I am convinced eternal
damnation and paradise are
myths created by fools.
You have known me before
my birth and the Creation in Genesis.
You claim to have never left me,
like others’ fathers have done, and
you will always be with me, giving me
wisdom, courage, and love even when I
wanted to forcefully shut
down my own bodily functions, with
rope, blade, or chemicals.
Do you even remember the time
you took back the angel from me?
And the simple fact that no one,
not even you, told me a damn thing
about what happened?
She was the only one who treated
me like a real person; wasn’t a
leech feeding off my income;
didn’t use me like some cheap dildo to
get her off every time she felt
even a little horny; never threatened
to leave me if I were to get fired or if I
didn’t give her what she wanted.
The angel understood how alone I was,
unlike that bitch some years ago. Why would
you allow a lazy whore into my life if
it would end up running away with
some other prick, leaving me alone again in
this piss-poor world you decided to create?

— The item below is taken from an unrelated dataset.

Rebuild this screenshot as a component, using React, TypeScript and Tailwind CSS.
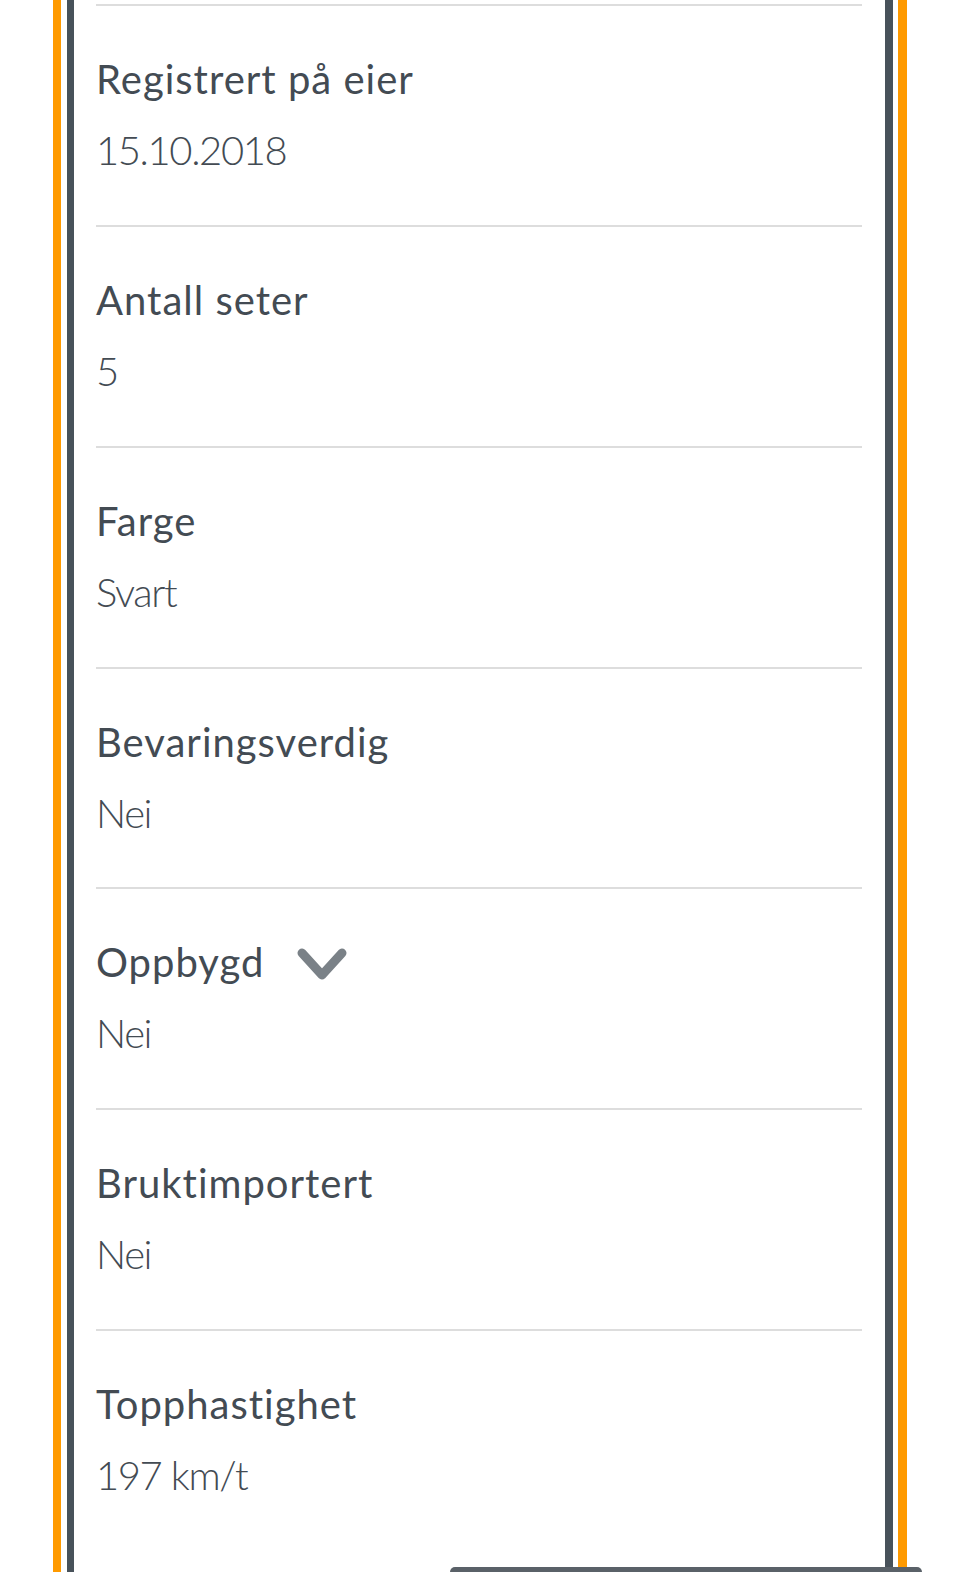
import React from "react";

const rows: { label: string; value: string; chevron?: boolean }[] = [
  { label: "Registrert på eier", value: "15.10.2018" },
  { label: "Antall seter", value: "5" },
  { label: "Farge", value: "Svart" },
  { label: "Bevaringsverdig", value: "Nei" },
  { label: "Oppbygd", value: "Nei", chevron: true },
  { label: "Bruktimportert", value: "Nei" },
  { label: "Topphastighet", value: "197 km/t" },
];

function Chevron() {
  return (
    <svg width="52" height="40" viewBox="0 0 52 40" className="ml-[33px] mt-[10px]">
      <path d="M5 6 L25 28 L45 6" fill="none" stroke="#7a8187" strokeWidth="9" strokeLinecap="round" strokeLinejoin="round" />
    </svg>
  );
}

export default function App() {
  return (
    <div className="relative h-[1572px] overflow-hidden bg-white px-[53px]" style={{ fontFamily: "Lato, 'Open Sans', sans-serif" }}>
      <div className="h-full border-l-[8px] border-r-[9px] border-[#ff9a00] pl-[6px] pr-[5px]">
        <div className="h-full border-l-[7px] border-r-[8px] border-[#48525a] pl-[22px] pr-[23px]">
          <div className="h-[4px]" />
          {rows.map((r) => (
            <div key={r.label} className="h-[220.86px] flex flex-col">
              <div className="h-[2px] bg-[#dddddd]" />
              <div className="mt-[49px] flex items-center h-[48px]">
                <span className="text-[40px] leading-[48px] text-[#434b53] font-normal tracking-[1px]">{r.label}</span>
                {r.chevron && <Chevron />}
              </div>
              <div className="mt-[21px] text-[40px] leading-[52px] text-[#434b53] font-light tracking-[-1.4px]">{r.value}</div>
            </div>
          ))}
        </div>
      </div>
      <div className="absolute bottom-0 left-[450px] w-[472px] h-[5px] rounded-t-[6px] bg-[#5a6168]" />
    </div>
  );
}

What about those times I lost
the place I called home?
Guess it didn’t matter to you
that I was kicked out by my racist parents
after they found out about my black boyfriend;
guess it didn’t matter to you
that I was only a junior in high school then, or
that he was the only real friend I had. What
about those times I got evicted because of
my shitty job history? Why didn’t you
answer my prayers for a steady job that
I could keep for more than a few
months again? Maybe you don’t
really exist. Did you enjoy watching
the sick bitch who
pushed me out demand that I give her
a massage between her legs? Or that she said
I wasn’t a real man if I didn’t
satisfy my own mother the
way a porn star would?
Her husband knew, her husband approved –
because it would teach me
how to be a man. My voice cracked
at times, girls and boys made
my crotch feel funny and my face hot for
the first time when my parents
taught me “manliness.” Are you really just
a sick fuck who enjoys watching your
“children” suffer like this?
I struggled to believe after
my dignity was violated.
But I feared eternal damnation for
leaving your “Family.”
What a dumbass thing to believe in!
death, life after
death; didn’t you claim
we’re just dust anyway?
In the words of your so-called “Son,”
It is finished.
This is to be taken as a persona poem of sorts; I’m not actually turning away from my faith and I haven’t had these experiences, thankfully.